> WHAT THIS TASK INVOLVES
Transcribe each line of the material as it is, and drop any picture.

> SUPPLIED INFORMATION
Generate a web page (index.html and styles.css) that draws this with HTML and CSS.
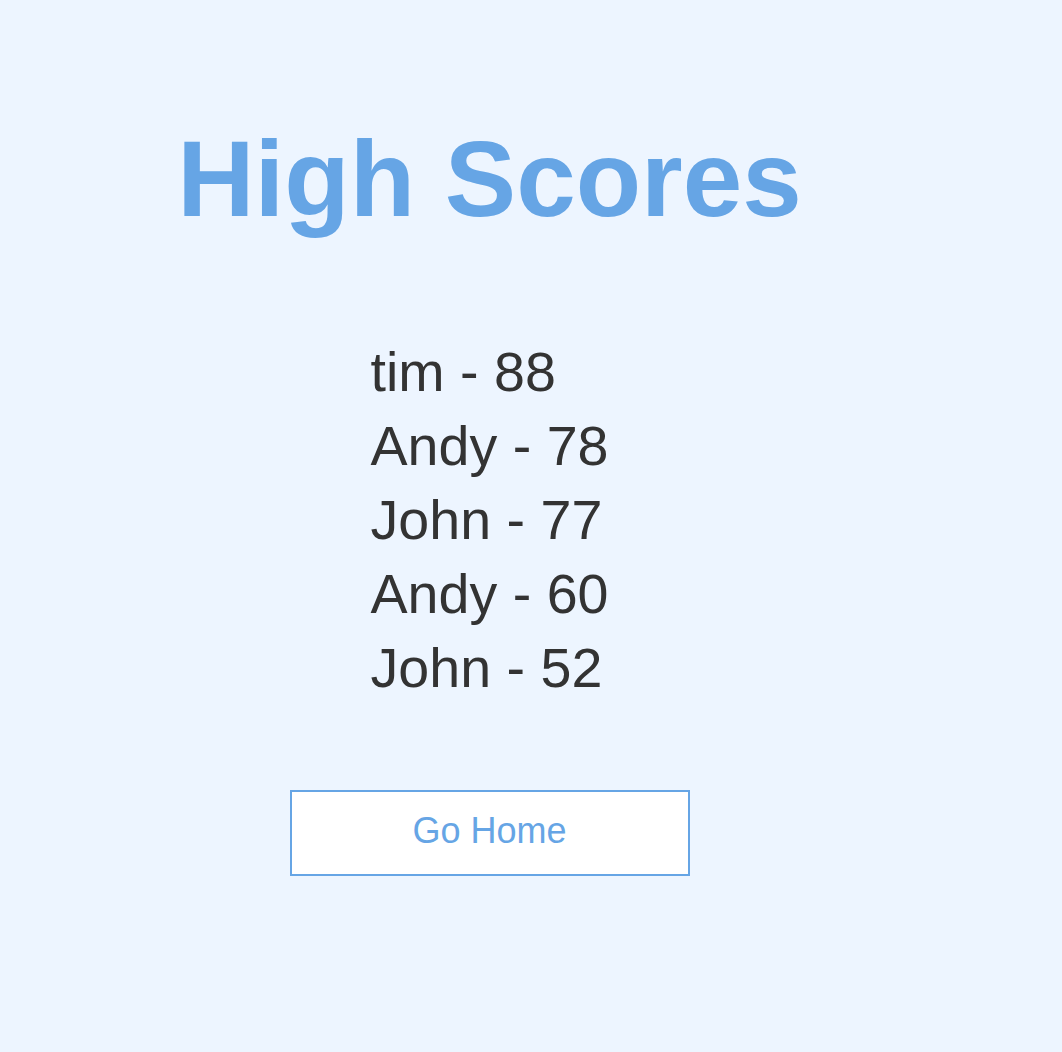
FILE: index.html
```html
<!DOCTYPE html>
<html lang="en">
<head>
<meta charset="utf-8">
<title>High Scores</title>
<link rel="stylesheet" href="styles.css">
</head>
<body>
<main class="page">
  <h1 class="title">High Scores</h1>
  <ul class="scores">
    <li>tim - 88</li>
    <li>Andy - 78</li>
    <li>John - 77</li>
    <li>Andy - 60</li>
    <li>John - 52</li>
  </ul>
  <a class="home-btn" href="#">Go Home</a>
</main>
</body>
</html>
```

FILE: styles.css
```css
html, body {
  margin: 0;
  padding: 0;
}

body {
  background: #edf5ff;
  font-family: "Liberation Sans", Arial, sans-serif;
  min-height: 1052px;
}

.page {
  width: 979px;
  display: flex;
  flex-direction: column;
  align-items: center;
  padding-top: 119px;
}

.title {
  margin: 0;
  font-size: 107px;
  line-height: 120px;
  font-weight: 700;
  color: #66a5e5;
}

.scores {
  list-style: none;
  margin: 96px 0 0;
  padding: 0;
}

.scores li {
  font-size: 55.6px;
  line-height: 74px;
  color: #333333;
}

.home-btn {
  display: block;
  box-sizing: border-box;
  margin-top: 85px;
  width: 400px;
  height: 86px;
  padding: 19px 0 23px;
  border: 2px solid #66a5e5;
  background: #ffffff;
  color: #66a5e5;
  font-size: 36px;
  line-height: 40px;
  text-align: center;
  text-decoration: none;
}
```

> SOLUTION TO THE PROBLEM
Generate a web page (index.html and styles.css) that draws this with HTML and CSS.
FILE: index.html
```html
<!DOCTYPE html>
<html lang="en">
<head>
<meta charset="utf-8">
<title>High Scores</title>
<link rel="stylesheet" href="styles.css">
</head>
<body>
<main class="page">
  <h1 class="title">High Scores</h1>
  <ul class="scores">
    <li>tim - 88</li>
    <li>Andy - 78</li>
    <li>John - 77</li>
    <li>Andy - 60</li>
    <li>John - 52</li>
  </ul>
  <a class="home-btn" href="#">Go Home</a>
</main>
</body>
</html>
```

FILE: styles.css
```css
html, body {
  margin: 0;
  padding: 0;
}

body {
  background: #edf5ff;
  font-family: "Liberation Sans", Arial, sans-serif;
  min-height: 1052px;
}

.page {
  width: 979px;
  display: flex;
  flex-direction: column;
  align-items: center;
  padding-top: 119px;
}

.title {
  margin: 0;
  font-size: 107px;
  line-height: 120px;
  font-weight: 700;
  color: #66a5e5;
}

.scores {
  list-style: none;
  margin: 96px 0 0;
  padding: 0;
}

.scores li {
  font-size: 55.6px;
  line-height: 74px;
  color: #333333;
}

.home-btn {
  display: block;
  box-sizing: border-box;
  margin-top: 85px;
  width: 400px;
  height: 86px;
  padding: 19px 0 23px;
  border: 2px solid #66a5e5;
  background: #ffffff;
  color: #66a5e5;
  font-size: 36px;
  line-height: 40px;
  text-align: center;
  text-decoration: none;
}
```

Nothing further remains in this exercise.